- TASK INSTRUCTIONS
Nothing in the data should change when you return it, but leave the pictures out.
==== DATA SEGMENT ====
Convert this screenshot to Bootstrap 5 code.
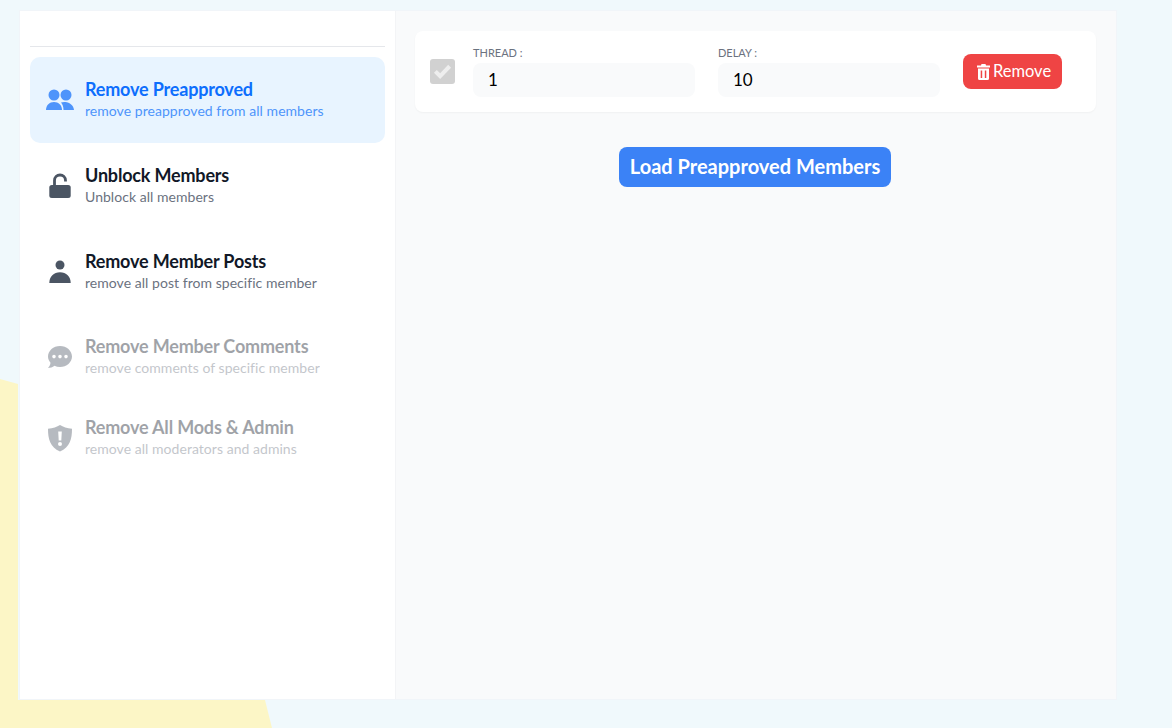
<!DOCTYPE html>
<html lang="en">
<head>
  <meta charset="UTF-8" />
  <meta name="viewport" content="width=device-width, initial-scale=1" />
  <title>Group Tools</title>
  <link href="https://cdn.jsdelivr.net/npm/bootstrap@5.3.3/dist/css/bootstrap.min.css" rel="stylesheet" />
  <style>
    html, body { height: 100%; overflow: hidden; }
    body {
      background: #f0f9fc;
      font-family: Lato, "Open Sans", sans-serif;
      padding: 10px 55px 28px 19px;
    }
    .blob { position: absolute; left: 0; top: 0; width: 1172px; height: 728px; }
    .shell {
      position: relative;
      height: 690px;
      border: 1px solid #f1f5f9;
      background: #f9fafb;
    }
    .side { width: 376px; padding: 35px 10px 0; background: #fff; border-right: 1px solid #f3f4f6; }
    .side-rule { height: 1px; background: #e5e7eb; margin-bottom: 10px; }
    .tool { height: 86px; padding: 20px 15px 0; border-radius: 10px; gap: 10px; color: #111827; }
    .tool svg { width: 30px; height: 30px; flex: none; margin-top: 8px; fill: #4b5563; }
    .tool-name { font-size: 18px; line-height: 24px; font-weight: 700; letter-spacing: -.18px; }
    .tool-desc { font-size: 14px; line-height: 20px; color: #6b7280; letter-spacing: .04px; }
    .tool.on { background: #e8f4ff; }
    .tool.on .tool-name { color: #0d6efd; }
    .tool.on .tool-desc { color: #4e94fb; }
    .tool.on svg { fill: #4e94fb; }
    .tool.off { height: 81px; padding-top: 19px; opacity: .4; }
    .work { padding: 20px 20px 0 19px; }
    .thread-box { height: 81px; padding-left: 15px; background: #fff; border-radius: 8px; box-shadow: 0 1px 2px rgba(0, 0, 0, .04); }
    .tick { width: 25px; height: 25px; margin-right: 18px; background: #d1d1d1; border-radius: 3px; }
    .tick svg { width: 19px; height: 19px; fill: #eee; }
    .field { width: 222px; margin-right: 23px; margin-bottom: 1px; }
    .field label { display: block; font-size: 11px; line-height: 14px; color: #6b7280; margin-bottom: 3px; }
    .field .form-control {
      height: 34px; padding: 0 15px; border: 0; border-radius: 8px; background: #f9fafb;
      font-family: Lato, sans-serif; font-size: 17px; color: #000;
    }
    .btn-drop {
      --bs-btn-bg: #ef4444; --bs-btn-hover-bg: #dc2626; --bs-btn-color: #fff; --bs-btn-hover-color: #fff;
      --bs-btn-border-width: 0;
      width: 99px; height: 35px; padding: 0 0 1px 3px; border-radius: 8px; font-size: 16.500px; gap: 3px;
    }
    .btn-drop svg { width: 13px; height: 16px; flex: none; fill: #fff; margin-top: 1px; }
    .btn-load {
      --bs-btn-bg: #3b82f6; --bs-btn-hover-bg: #2563eb; --bs-btn-color: #fff; --bs-btn-hover-color: #fff;
      --bs-btn-border-width: 0;
      width: 272px; height: 40px; padding: 0 0 2px; margin: 35px 1px 0 0; border-radius: 8px; font-size: 20px; font-weight: 700;
    }
  </style>
</head>
<body>
  <svg class="blob" viewBox="0 0 1172 728"><path d="M0 379 L18 384 L18 700 L265 700 L272 728 L0 728 Z" fill="#fcf6c6"/></svg>

  <div class="shell d-flex">
    <div class="side">
      <div class="side-rule"></div>

      <div class="tool on d-flex">
        <svg viewBox="0 0 30 30"><circle cx="9" cy="10" r="5.5"/><circle cx="21" cy="10" r="5.5"/><path d="M1 25c0-5 3.500-8 8-8s8 3 8 8z"/><path d="M18.500 25c0-3.200-.9-5.700-2.500-7.500 1.300-.4 3-.6 4.300-.4 4.500.3 8.200 3.400 8.700 7.900z"/></svg>
        <div><div class="tool-name">Remove Preapproved</div><div class="tool-desc">remove preapproved from all members</div></div>
      </div>

      <div class="tool d-flex">
        <svg viewBox="0 0 30 30"><path d="M9.500 15V9.500a5.500 5.500 0 0 1 11 0v1" fill="none" stroke="#4b5563" stroke-width="2.800"/><rect x="4.300" y="14" width="21.400" height="13" rx="2.500"/></svg>
        <div><div class="tool-name">Unblock Members</div><div class="tool-desc">Unblock all members</div></div>
      </div>

      <div class="tool d-flex">
        <svg viewBox="0 0 30 30"><circle cx="15" cy="8" r="4.500"/><path d="M4.300 26c0-6.500 4.500-10.700 10.700-10.700S25.700 19.500 25.700 26z"/></svg>
        <div><div class="tool-name">Remove Member Posts</div><div class="tool-desc">remove all post from specific member</div></div>
      </div>

      <div class="tool off d-flex">
        <svg viewBox="0 0 30 30"><path fill-rule="evenodd" d="M15 4c6.600 0 12 4.700 12 10.500S21.600 25 15 25c-2 0-3.900-.4-5.500-1.200C7.500 25.500 5.300 26 3 26c1.500-1.500 2.300-3.500 2.500-5.300C4 19 3 16.900 3 14.500 3 8.700 8.400 4 15 4zM9 12.800a1.800 1.800 0 1 0 0 3.600 1.800 1.800 0 0 0 0-3.600zm6 0a1.800 1.800 0 1 0 0 3.600 1.800 1.800 0 0 0 0-3.600zm6 0a1.800 1.800 0 1 0 0 3.600 1.800 1.800 0 0 0 0-3.600z"/></svg>
        <div><div class="tool-name">Remove Member Comments</div><div class="tool-desc">remove comments of specific member</div></div>
      </div>

      <div class="tool off d-flex">
        <svg viewBox="0 0 30 30"><path fill-rule="evenodd" d="M15 2c3 2 7 3.300 12 3.800 0 10-2 18.500-12 22.700C5 24.300 3 15.800 3 5.800 8 5.300 12 4 15 2zm-1.800 6.500.5 9h2.600l.5-9zM15 19a2 2 0 1 0 0 4 2 2 0 0 0 0-4z"/></svg>
        <div><div class="tool-name">Remove All Mods &amp; Admin</div><div class="tool-desc">remove all moderators and admins</div></div>
      </div>
    </div>

    <div class="work flex-grow-1 d-flex flex-column">
      <div class="thread-box d-flex align-items-center">
        <div class="tick d-flex align-items-center justify-content-center">
          <svg viewBox="0 0 20 20"><path d="M7.500 18 1 11.300l3-3 3.500 3.500L16 3l3 3z"/></svg>
        </div>
        <div class="field">
          <label for="threadNum">THREAD :</label>
          <input id="threadNum" class="form-control" type="text" value="1" />
        </div>
        <div class="field">
          <label for="delayNum">DELAY :</label>
          <input id="delayNum" class="form-control" type="text" value="10" />
        </div>
        <button class="btn btn-drop d-flex align-items-center justify-content-center" type="button">
          <svg viewBox="0 0 13 16"><path fill-rule="evenodd" d="M4.500 0h4L9 1.500h4v2H0v-2h4zM1 4.500h11v10a1.500 1.500 0 0 1-1.500 1.500h-8A1.500 1.500 0 0 1 1 14.500zm2.700 2v7.500h1.500V6.500zm4.100 0v7.500h1.500V6.500z"/></svg>
          Remove
        </button>
      </div>
      <div class="text-center">
        <button class="btn btn-load" type="button">Load Preapproved Members</button>
      </div>
    </div>
  </div>

  <script src="https://cdn.jsdelivr.net/npm/bootstrap@5.3.3/dist/js/bootstrap.bundle.min.js"></script>
</body>
</html>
====
- OUTPUT FOR THIS EXERCISE
Convert this screenshot to Bootstrap 5 code.
<!DOCTYPE html>
<html lang="en">
<head>
  <meta charset="UTF-8" />
  <meta name="viewport" content="width=device-width, initial-scale=1" />
  <title>Group Tools</title>
  <link href="https://cdn.jsdelivr.net/npm/bootstrap@5.3.3/dist/css/bootstrap.min.css" rel="stylesheet" />
  <style>
    html, body { height: 100%; overflow: hidden; }
    body {
      background: #f0f9fc;
      font-family: Lato, "Open Sans", sans-serif;
      padding: 10px 55px 28px 19px;
    }
    .blob { position: absolute; left: 0; top: 0; width: 1172px; height: 728px; }
    .shell {
      position: relative;
      height: 690px;
      border: 1px solid #f1f5f9;
      background: #f9fafb;
    }
    .side { width: 376px; padding: 35px 10px 0; background: #fff; border-right: 1px solid #f3f4f6; }
    .side-rule { height: 1px; background: #e5e7eb; margin-bottom: 10px; }
    .tool { height: 86px; padding: 20px 15px 0; border-radius: 10px; gap: 10px; color: #111827; }
    .tool svg { width: 30px; height: 30px; flex: none; margin-top: 8px; fill: #4b5563; }
    .tool-name { font-size: 18px; line-height: 24px; font-weight: 700; letter-spacing: -.18px; }
    .tool-desc { font-size: 14px; line-height: 20px; color: #6b7280; letter-spacing: .04px; }
    .tool.on { background: #e8f4ff; }
    .tool.on .tool-name { color: #0d6efd; }
    .tool.on .tool-desc { color: #4e94fb; }
    .tool.on svg { fill: #4e94fb; }
    .tool.off { height: 81px; padding-top: 19px; opacity: .4; }
    .work { padding: 20px 20px 0 19px; }
    .thread-box { height: 81px; padding-left: 15px; background: #fff; border-radius: 8px; box-shadow: 0 1px 2px rgba(0, 0, 0, .04); }
    .tick { width: 25px; height: 25px; margin-right: 18px; background: #d1d1d1; border-radius: 3px; }
    .tick svg { width: 19px; height: 19px; fill: #eee; }
    .field { width: 222px; margin-right: 23px; margin-bottom: 1px; }
    .field label { display: block; font-size: 11px; line-height: 14px; color: #6b7280; margin-bottom: 3px; }
    .field .form-control {
      height: 34px; padding: 0 15px; border: 0; border-radius: 8px; background: #f9fafb;
      font-family: Lato, sans-serif; font-size: 17px; color: #000;
    }
    .btn-drop {
      --bs-btn-bg: #ef4444; --bs-btn-hover-bg: #dc2626; --bs-btn-color: #fff; --bs-btn-hover-color: #fff;
      --bs-btn-border-width: 0;
      width: 99px; height: 35px; padding: 0 0 1px 3px; border-radius: 8px; font-size: 16.500px; gap: 3px;
    }
    .btn-drop svg { width: 13px; height: 16px; flex: none; fill: #fff; margin-top: 1px; }
    .btn-load {
      --bs-btn-bg: #3b82f6; --bs-btn-hover-bg: #2563eb; --bs-btn-color: #fff; --bs-btn-hover-color: #fff;
      --bs-btn-border-width: 0;
      width: 272px; height: 40px; padding: 0 0 2px; margin: 35px 1px 0 0; border-radius: 8px; font-size: 20px; font-weight: 700;
    }
  </style>
</head>
<body>
  <svg class="blob" viewBox="0 0 1172 728"><path d="M0 379 L18 384 L18 700 L265 700 L272 728 L0 728 Z" fill="#fcf6c6"/></svg>

  <div class="shell d-flex">
    <div class="side">
      <div class="side-rule"></div>

      <div class="tool on d-flex">
        <svg viewBox="0 0 30 30"><circle cx="9" cy="10" r="5.5"/><circle cx="21" cy="10" r="5.5"/><path d="M1 25c0-5 3.500-8 8-8s8 3 8 8z"/><path d="M18.500 25c0-3.200-.9-5.700-2.500-7.500 1.300-.4 3-.6 4.300-.4 4.500.3 8.200 3.400 8.700 7.900z"/></svg>
        <div><div class="tool-name">Remove Preapproved</div><div class="tool-desc">remove preapproved from all members</div></div>
      </div>

      <div class="tool d-flex">
        <svg viewBox="0 0 30 30"><path d="M9.500 15V9.500a5.500 5.500 0 0 1 11 0v1" fill="none" stroke="#4b5563" stroke-width="2.800"/><rect x="4.300" y="14" width="21.400" height="13" rx="2.500"/></svg>
        <div><div class="tool-name">Unblock Members</div><div class="tool-desc">Unblock all members</div></div>
      </div>

      <div class="tool d-flex">
        <svg viewBox="0 0 30 30"><circle cx="15" cy="8" r="4.500"/><path d="M4.300 26c0-6.500 4.500-10.700 10.700-10.700S25.700 19.500 25.700 26z"/></svg>
        <div><div class="tool-name">Remove Member Posts</div><div class="tool-desc">remove all post from specific member</div></div>
      </div>

      <div class="tool off d-flex">
        <svg viewBox="0 0 30 30"><path fill-rule="evenodd" d="M15 4c6.600 0 12 4.700 12 10.500S21.600 25 15 25c-2 0-3.900-.4-5.500-1.200C7.500 25.500 5.300 26 3 26c1.500-1.500 2.300-3.500 2.500-5.300C4 19 3 16.900 3 14.500 3 8.700 8.400 4 15 4zM9 12.800a1.800 1.800 0 1 0 0 3.600 1.800 1.800 0 0 0 0-3.600zm6 0a1.800 1.800 0 1 0 0 3.600 1.800 1.800 0 0 0 0-3.600zm6 0a1.800 1.800 0 1 0 0 3.600 1.800 1.800 0 0 0 0-3.600z"/></svg>
        <div><div class="tool-name">Remove Member Comments</div><div class="tool-desc">remove comments of specific member</div></div>
      </div>

      <div class="tool off d-flex">
        <svg viewBox="0 0 30 30"><path fill-rule="evenodd" d="M15 2c3 2 7 3.300 12 3.800 0 10-2 18.500-12 22.700C5 24.300 3 15.800 3 5.800 8 5.300 12 4 15 2zm-1.800 6.500.5 9h2.600l.5-9zM15 19a2 2 0 1 0 0 4 2 2 0 0 0 0-4z"/></svg>
        <div><div class="tool-name">Remove All Mods &amp; Admin</div><div class="tool-desc">remove all moderators and admins</div></div>
      </div>
    </div>

    <div class="work flex-grow-1 d-flex flex-column">
      <div class="thread-box d-flex align-items-center">
        <div class="tick d-flex align-items-center justify-content-center">
          <svg viewBox="0 0 20 20"><path d="M7.500 18 1 11.300l3-3 3.500 3.500L16 3l3 3z"/></svg>
        </div>
        <div class="field">
          <label for="threadNum">THREAD :</label>
          <input id="threadNum" class="form-control" type="text" value="1" />
        </div>
        <div class="field">
          <label for="delayNum">DELAY :</label>
          <input id="delayNum" class="form-control" type="text" value="10" />
        </div>
        <button class="btn btn-drop d-flex align-items-center justify-content-center" type="button">
          <svg viewBox="0 0 13 16"><path fill-rule="evenodd" d="M4.500 0h4L9 1.500h4v2H0v-2h4zM1 4.500h11v10a1.500 1.500 0 0 1-1.500 1.500h-8A1.500 1.500 0 0 1 1 14.500zm2.700 2v7.500h1.500V6.500zm4.100 0v7.500h1.500V6.500z"/></svg>
          Remove
        </button>
      </div>
      <div class="text-center">
        <button class="btn btn-load" type="button">Load Preapproved Members</button>
      </div>
    </div>
  </div>

  <script src="https://cdn.jsdelivr.net/npm/bootstrap@5.3.3/dist/js/bootstrap.bundle.min.js"></script>
</body>
</html>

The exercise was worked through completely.